Tata Motors has introduced the latest refresh of its flagship Nexon.ev, complete with some notable technological upgrades. While this crossover SUV might not blow every consumer away with its specs, its price tag starting below $18,000 beckons a second look. Additionally, the fact that this ultra-affordable EV offer vehicle-to-load (V2L) capabilities makes us wonder: Why isn’t every single automaker offering this technology yet?
Tata Motors is a global automaker based out of Mumbai, India, approaching 80 years in developing and assembling automobiles, trucks, vans, and buses. In addition to several joint ventures around the globe, Tata Group wholly-owns Jaguar Land Rover.
While Tata has been around for decades, it, like many, just started delving into electrification the past few years. That journey began with the Nexon.ev, which first debuted in 2020 and has become a staple of Tata’s EV lineup.
The Nexon has since been joined by Tigor.ev designed with capabilities specifically for taxi drivers, as well as the Tiago.ev – advertised as Tata’s $10,000 electric car – which also ended up used in a huge contract between Tata and Uber. While other competitors may be able to beat Tata Motors in performance, its much more difficult to match its prices.
Today, the company shared details of a refresh to the aforementioned Nexon.ev – which now features new advanced technologies like V2L and V2V capabilities.
Tata Motors Nexon.ev delivers affordable V2L capabilities
Earlier today, Tata Passenger Cars launched the latest version of its Nexon.ev – a single-motor compact SUV capable of up to 465km (289 mi) of range (MIDC cycle). The higher range trim of the EV can travel 0-100 km/h (0-62 mph) in 8.9 seconds, and takes 56 minutes to charge 10-80% on a 50 kW DC fast charger.
No, these specs aren’t necessarily awe inspiring at first glance compared to other EVs, but there’s more to the story here to consider. First, consider the asking price for this new vehicle – INR 14.74 lakhs. That translates to about $17,445 in the US. Here we are frothing at the mouth at GM’s vow to deliver the Chevy Equinox EV for about $30,000.
Better yet, the Nexon.ev comes equipped with vehicle-to-load capabilities, meaning it can power your devices, appliances, or even charge other EVs (vehicle-to-vehicle or V2V). Tata’s managing director of passenger vehicles Mr. Shailesh Chandra spoke to the EV’s arrival and next-gen capabilities:
EV customers constitute a unique community that is fast growing and distinguished by their evolved choices, hunger for next-gen technology, expectations of personalized experiences, and commitment to a greener tomorrow. The Nexon.ev aptly fulfills their evolving, astute preferences with a technologically advanced, on-the-move solution that seamlessly blends with their contemporary way of life. This groundbreaking vehicle isn’t just pushing boundaries; it is rewriting the rulebook by addressing several unstated expectations of customers as well. The sleek, futuristic, and digital design; an unwavering commitment to safety and sustainability; and smart lifestyle features that are best-in-class and only seen in vehicles several segments above, makes Nexon.ev a truly aspirational electric SUV.

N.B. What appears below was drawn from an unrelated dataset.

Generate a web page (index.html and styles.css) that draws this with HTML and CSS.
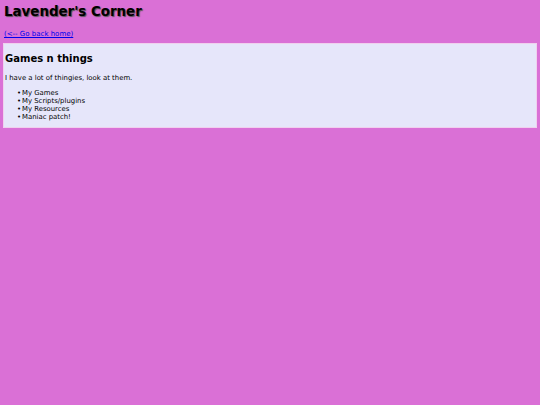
FILE: index.html
```html
<!DOCTYPE html>
<html>
<head>
<meta charset="utf-8">
<title>Lavender's Corner</title>
<link rel="stylesheet" href="styles.css">
</head>
<body>
<h1 class="title">Lavender's Corner</h1>
<a class="back" href="#">(&lt;-- Go back home)</a>
<div class="box">
<h2 class="heading">Games n things</h2>
<p class="intro">I have a lot of thingies, look at them.</p>
<ul class="list">
<li>My Games</li>
<li>My Scripts/plugins</li>
<li>My Resources</li>
<li>Maniac patch!</li>
</ul>
</div>
</body>
</html>
```
FILE: styles.css
```css
html, body {
  margin: 0;
  padding: 0;
}
body {
  background: #da70d6;
  font-family: "DejaVu Sans", Verdana, sans-serif;
  font-size: 6.9px;
  color: #000;
  padding: 3px 3px;
}
.title {
  margin: 0 0 0 1px;
  font-size: 13.4px;
  font-weight: bold;
  line-height: 18px;
  text-shadow: 1px 1px 1px #555;
}
.back {
  display: inline-block;
  margin: 9px 0 0 1px;
  color: #0000ee;
  font-size: 7px;
}
.box {
  margin-top: 5px;
  background: #e6e6fa;
  border: 1px solid #f0d0ee;
  padding: 1px 0 6px 1px;
}
.heading {
  margin: 8px 0 9px 0;
  font-size: 10px;
  line-height: 12px;
  font-weight: bold;
}
.intro {
  margin: 0 0 7px 0;
  line-height: 8px;
}
.list {
  margin: 0;
  padding-left: 17px;
  list-style: none;
}
.list li {
  line-height: 8px;
}
.list li::before {
  content: "\2022";
  display: inline-block;
  width: 5px;
  margin-left: -5px;
}
```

In terms of platform technology, perhaps the Nexon.ev is something other automakers should aspire to. To date, we’ve only seen a handful of EV models sold in the US offer V2L capabilities, like anything on Hyundai Motor Group’s E-GMP platform for instance, including the IONIQ 6.
Starting in the $40,000s, HMG’s EVs are relatively affordable for the advanced tech you get, but are still more than double the price of the Nexon.ev. That being said, we can’t help but wonder why more automakers aren’t offer V2L capabilities in their EVs.
Tata Motors is offering on a 400V platform with a mere 40.5 kWh battery pack. There are factors that that go into pricing an EV, and as previously stated, most other compact SUVs offer better specs than the Nexon.ev. However, If Tata is able to deliver V2L capabilities for such a low price, it’s easy to argue such technology wouldn’t cost automakers that much to offer on their own EV architecture.
We are already sure to see the tech become more common moving forward, but it’s a safe argument that if Tata Motors can offer it in an $18,000 EV, pretty much any EV can also support the capabilities. That’s the future we want someday.
Oh, and more EVs under $20k would be nice too. Thanks.